The level of respect you show children (and older people) in this particular reflection is stunning, and it makes my eyes water. Thank you. I want to know more about how you have come to this place of understanding. Why do you see such young children as such competent beings...?

Anonymous said...

This post left me feeling fascinated. "Nesting" is so common within our crew right now. One day I actually heard myself criticizing the children and limiting the amount of things they could bring into their nest...because as you mentioned...sometimes it can feel overwhelming knowing that the other kids and myself will have a lot of work to do come clean-up time.

Over the course of even a few weeks, I've learned to let it go. And instead turning on my task as an observer to really watch and learn from them of what they are gaining from this type of play.

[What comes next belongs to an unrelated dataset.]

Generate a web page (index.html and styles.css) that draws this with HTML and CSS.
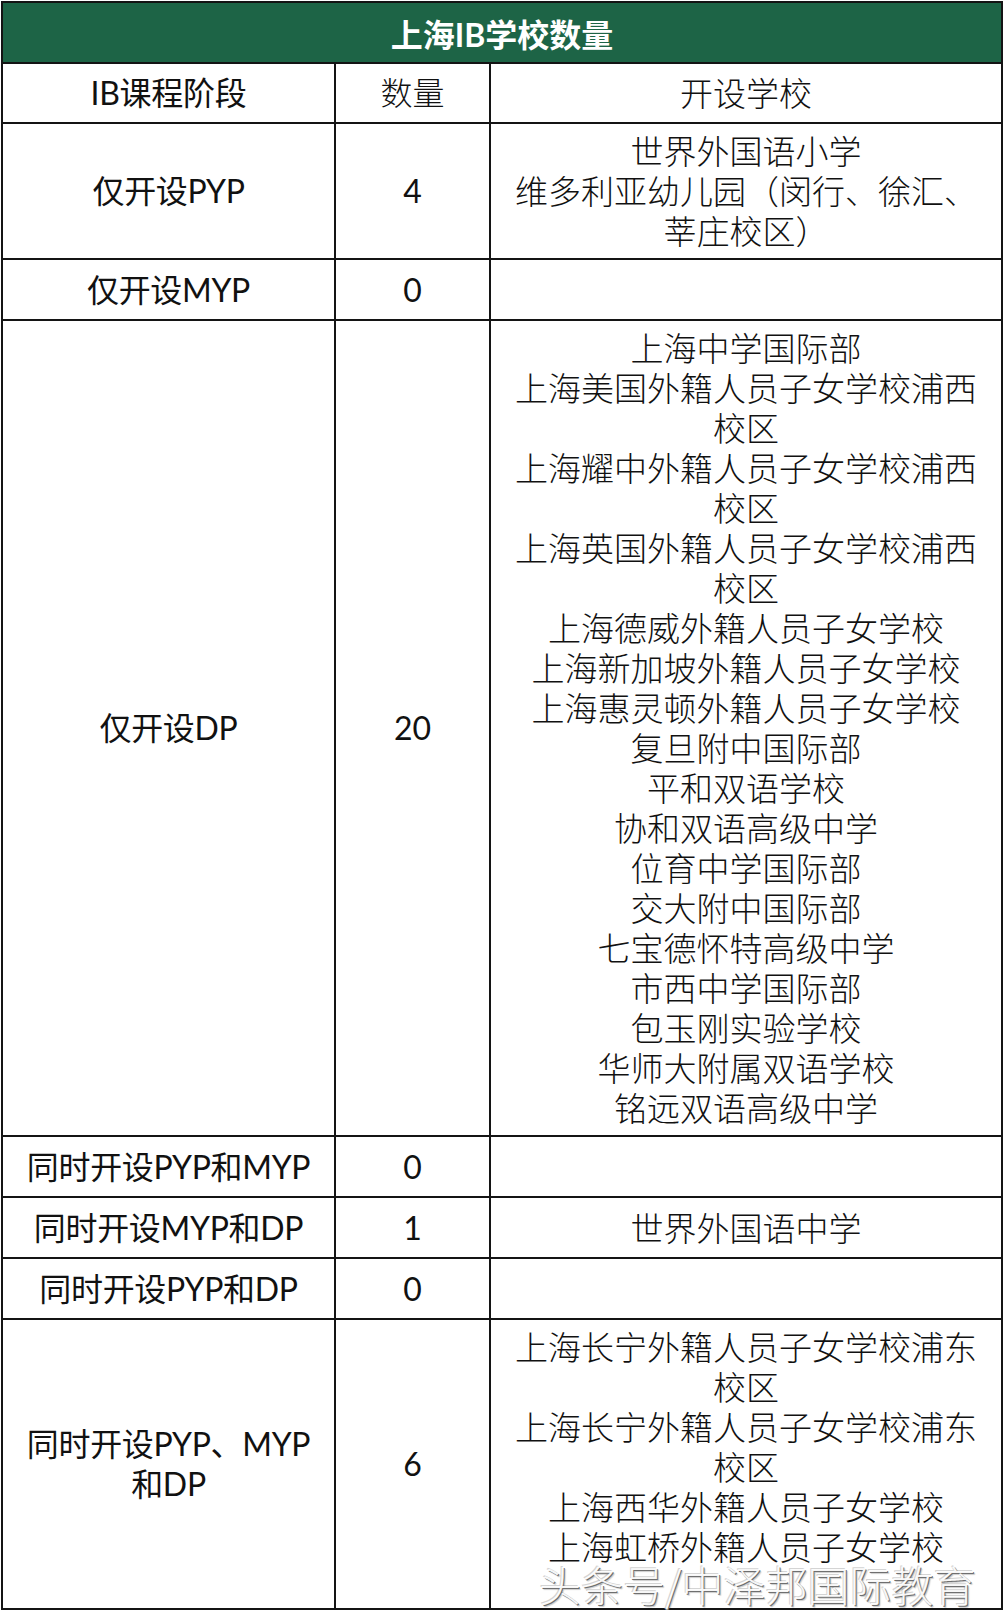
FILE: index.html
```html
<!DOCTYPE html>
<html lang="zh-CN">
<head>
<meta charset="utf-8">
<title>上海IB学校数量</title>
<link rel="stylesheet" href="styles.css">
</head>
<body>
<div class="page">
  <div class="sheet">
    <div class="title">上海IB学校数量</div>

    <div class="cell stage head">IB课程阶段</div>
    <div class="cell count head song">数量</div>
    <div class="cell schools head">开设学校</div>

    <div class="cell stage">仅开设PYP</div>
    <div class="cell count">4</div>
    <div class="cell schools">
      <p>世界外国语小学</p>
      <p>维多利亚幼儿园（闵行、徐汇、莘庄校区）</p>
    </div>

    <div class="cell stage">仅开设MYP</div>
    <div class="cell count">0</div>
    <div class="cell schools"></div>

    <div class="cell stage">仅开设DP</div>
    <div class="cell count">20</div>
    <div class="cell schools">
      <p>上海中学国际部</p>
      <p>上海美国外籍人员子女学校浦西校区</p>
      <p>上海耀中外籍人员子女学校浦西校区</p>
      <p>上海英国外籍人员子女学校浦西校区</p>
      <p>上海德威外籍人员子女学校</p>
      <p>上海新加坡外籍人员子女学校</p>
      <p>上海惠灵顿外籍人员子女学校</p>
      <p>复旦附中国际部</p>
      <p>平和双语学校</p>
      <p>协和双语高级中学</p>
      <p>位育中学国际部</p>
      <p>交大附中国际部</p>
      <p>七宝德怀特高级中学</p>
      <p>市西中学国际部</p>
      <p>包玉刚实验学校</p>
      <p>华师大附属双语学校</p>
      <p>铭远双语高级中学</p>
    </div>

    <div class="cell stage">同时开设PYP和MYP</div>
    <div class="cell count">0</div>
    <div class="cell schools"></div>

    <div class="cell stage">同时开设MYP和DP</div>
    <div class="cell count">1</div>
    <div class="cell schools">
      <p>世界外国语中学</p>
    </div>

    <div class="cell stage">同时开设PYP和DP</div>
    <div class="cell count">0</div>
    <div class="cell schools"></div>

    <div class="cell stage last">同时开设PYP、MYP和DP</div>
    <div class="cell count last">6</div>
    <div class="cell schools last">
      <p>上海长宁外籍人员子女学校浦东校区</p>
      <p>上海长宁外籍人员子女学校浦东校区</p>
      <p>上海西华外籍人员子女学校</p>
      <p>上海虹桥外籍人员子女学校</p>
    </div>
  </div>
  <div class="watermark">头条号/中泽邦国际教育</div>
</div>
</body>
</html>
```

FILE: styles.css
```css
* {
  box-sizing: border-box;
}

body {
  margin: 0;
  background: #ffffff;
}

.page {
  position: relative;
  width: 1005px;
  padding: 1px 0 0 1px;
}

.sheet {
  display: grid;
  grid-template-columns: 333px 155px 510px;
  width: 1002px;
  border: 2px solid #141414;
  font-family: "Lato", "Noto Sans CJK SC", sans-serif;
  color: #111111;
}

.title {
  grid-column: 1 / -1;
  height: 61px;
  display: flex;
  align-items: center;
  justify-content: center;
  background: #1d6446;
  color: #ffffff;
  font-weight: 700;
  font-size: 32px;
  border-bottom: 2px solid #141414;
}

.cell {
  display: flex;
  flex-direction: column;
  justify-content: center;
  align-items: center;
  text-align: center;
  min-height: 61px;
  padding: 7px 0;
  border-bottom: 2px solid #141414;
  font-size: 32px;
  line-height: 40px;
}

.stage,
.count {
  border-right: 2px solid #141414;
}

.stage {
  padding: 7px 12px;
  letter-spacing: -0.3px;
}

.head {
  min-height: 60px;
}

.song {
  font-weight: 300;
}

.schools {
  padding: 7px 20px;
  font-weight: 300;
  font-size: 33px;
}

.schools p {
  margin: 0;
}

.last {
  border-bottom: none;
  min-height: 288px;
}

.schools.last {
  justify-content: flex-start;
}

.watermark {
  position: absolute;
  left: 539px;
  top: 1563px;
  font-family: "Noto Sans CJK SC", sans-serif;
  font-weight: 300;
  font-size: 42px;
  line-height: 42px;
  white-space: nowrap;
  color: rgba(255, 255, 255, 0.95);
  text-shadow: 1px 1px 0 #6f6f6f, 2px 2px 1px rgba(0, 0, 0, 0.2), -1px -1px 0 #d4d4d4;
}
```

The amount of negotiating and planning that goes on in this type of "nesting" play is incredible. They gather, build boundaries with stools and chair and baskets that hold toys. If you fight the urge to interrupt this process, what happens beyond the collection of materials is also interesting..and important for their development.

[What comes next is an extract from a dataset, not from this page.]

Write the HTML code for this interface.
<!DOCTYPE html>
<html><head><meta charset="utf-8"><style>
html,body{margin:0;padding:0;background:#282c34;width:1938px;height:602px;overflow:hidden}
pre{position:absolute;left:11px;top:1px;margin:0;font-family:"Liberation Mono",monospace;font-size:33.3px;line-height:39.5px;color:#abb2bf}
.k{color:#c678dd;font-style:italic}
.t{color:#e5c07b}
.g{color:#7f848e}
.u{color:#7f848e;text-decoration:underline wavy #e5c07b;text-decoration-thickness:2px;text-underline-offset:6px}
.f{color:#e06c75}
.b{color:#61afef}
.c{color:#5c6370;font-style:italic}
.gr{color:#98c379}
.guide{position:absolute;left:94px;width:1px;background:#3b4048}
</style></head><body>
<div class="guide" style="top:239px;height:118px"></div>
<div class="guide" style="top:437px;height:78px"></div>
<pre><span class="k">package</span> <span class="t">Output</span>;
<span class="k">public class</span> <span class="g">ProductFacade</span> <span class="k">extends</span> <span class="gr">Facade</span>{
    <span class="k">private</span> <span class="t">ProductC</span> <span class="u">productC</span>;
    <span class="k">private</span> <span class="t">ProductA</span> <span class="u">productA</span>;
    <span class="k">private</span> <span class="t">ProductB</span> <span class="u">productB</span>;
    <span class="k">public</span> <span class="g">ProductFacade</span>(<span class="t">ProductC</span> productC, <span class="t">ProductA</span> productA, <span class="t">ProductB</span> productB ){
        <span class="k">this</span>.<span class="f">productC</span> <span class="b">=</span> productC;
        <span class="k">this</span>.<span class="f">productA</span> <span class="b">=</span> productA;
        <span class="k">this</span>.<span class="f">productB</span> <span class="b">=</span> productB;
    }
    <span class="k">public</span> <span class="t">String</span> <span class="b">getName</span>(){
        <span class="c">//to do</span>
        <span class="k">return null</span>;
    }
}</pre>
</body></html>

Thank you for your sharing your insight. I am so passionate about this work and to read your perspective always hits home with me. We're excited to have you in MN in February! ....dress warm!
Roz Addler -

Lucy Gooserton said...

I'm fascinated to read this! My almost two year old frequently sits on a low stool, her rocking chair, or the pile of pillows in her reading corner. Then she takes all manner of things - clothes, books, animals, paper, etc - and stuffs it all behind her and sits there on them. She takes great delight in doing this and I'm excited to have a name for it now - nesting! Thank you for always being so generous with your perspective and experience :)

Ms.Nomer said...

I've actually always connected this sort of play with dragon hoarding! I see it as the children grappling with control and ownership of items,and an extension on understanding sharing as much as anything. (But yes, I also get the twitch of messiness, and WHY is it always the ones who make the messes who are not to be found, come pack away time?)

Unknown said...

Thanks for this post. I currently have several children who transport materials and accumulate them. I am curious as to the temperment of the children who engage in this form of play. Some of our children just like to accumulate the items that are popular to the rest of the group. Their little lockers are very cluttered. Interestingly some do have challenges with their social development and will also struggle with transitions.

Thanks for your honesty. some of my children like to just dump baskets of loose parts or toys. when that begins, I pull out a small wading pool and that is where they can dump and sit. There is clean up of course but the nest of materials is a clearly defined area and it is very obvious what has to be done. Sincerely, Melya....Edmonton NW Childcare.

bethbrowning said...

We may have just been odd kids, but we used to pile baby dolls, blankets, play food, and the like into the bathroom and stay there with them. I'm not sure we were old enough to explain it and I'm not sure the play would have been clear to adults, but we were pretending to be in some sort of disaster and were caring for our "babies" in a shelter/cave/other safe place. I think it was our way of processing things we saw on tv or heard about in some other way that we were just beginning to know were part of life.